Le Roi est la somme de tous les mythes masculins parcourus en ces pages, leur sens aussi et leur accomplissement. Il harmonise en lui les figures de l’enfant, du conquérant, du troubadour, du méditant… Assumant toute la condition humaine et toute la destinée angélique, le Roi représente le Dieu en soi. Pour devenir immortel que faire d’autre que s’identifier au Soleil ou à la Divinité ? Ce n’est pas un blasphème, c’est une évidence. Ainsi parlait-on encore au XVIIe siècle de l’Imitation de Jésus-Christ. Tâcher de ressembler à ce qu’il y a de plus accompli est bien la seule façon de devenir vertueux. « Sois un Dieu toi-même », enseignaient les pythagoriciens. Noble programme, plus exigeant que de s’avouer misérable, pauvre pécheur. « La première manière qu’ont les hommes d’imiter le culte divin est de se vénérer eux-mêmes comme des dieux », écrivait Marsile Ficin. Plus tard Angelus Silesius reprendre le message : « Tu ne viendras pas au ciel que tu ne sois toi-même, avant, un ciel vivant. »

Aujourd'hui la perfection fait peur. On préfère se dire malportant et on fait appel à toutes les absolutions des thérapeutes, à toutes les excuses fournies par les démagogues et les travailleurs sociaux pour se soustraire à ce devoir d’homme : devenir grand, noble, vertueux. Ce n’est pas la religion qui est en cause : bon nombre de grands hommes des siècles passés – artistes, savants, souverains – pratiquaient les vertus chrétiennes, qui les firent magnanimes. C’est une pensée tournée constamment vers le besoin élémentaire. Si l’homme moderne tremble à la seule idée de la perfection, c’est qu’on lui a ratatiné l’âme et supprimé tout désir ; la marée noire de la psychiatrie et de la psychanalyse a englouti l’aventure intérieure, confondant de façon diabolique le spirituel avec l’inconscient.

Quels sont les modèles que propose aux jeunes une société engluée dans l’utilitaire et le déterminisme ? Aucun, ou bien ces pâles idoles du sport et du « show-business » ou ces « battants » qui prônent la réussite matérielle. Ces ombres éphémères et souvent grotesques, liées au court terme, ne remplaceront jamais les mythes dont le contenu intemporel s’adresse à la partie la plus fine et la plus durable de notre être.

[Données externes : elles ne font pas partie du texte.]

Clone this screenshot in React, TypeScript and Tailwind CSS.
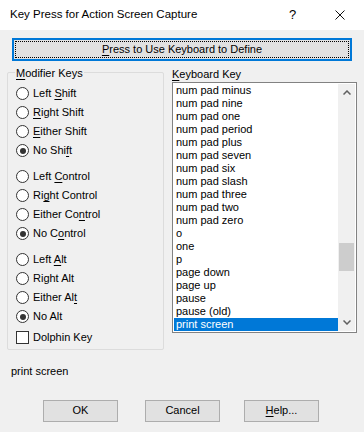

Fréquenter la beauté, se vouloir soleil comme Pharaon, imiter Jésus-Christ comme le suggérait François de Sales : on n’a rien trouvé de mieux jusqu’ici pour développer sa sensibilité et accroître ses vertus. Si les parents, les professeurs font défaut à cette éducation, il reste l’immense ressource des livres, des œuvres d’art, il reste le silence intérieur et la réflexion solitaire.

Du code courtois à la morale de la grandeur d’âme, de la conduite héroïque et l’idéal chevaleresque court une seule vertu : l’exigence. Et contrairement à ce que grognent les médiocres, les démissionnaires, l’exigence est un plaisir. Un plaisir d’une rare qualité.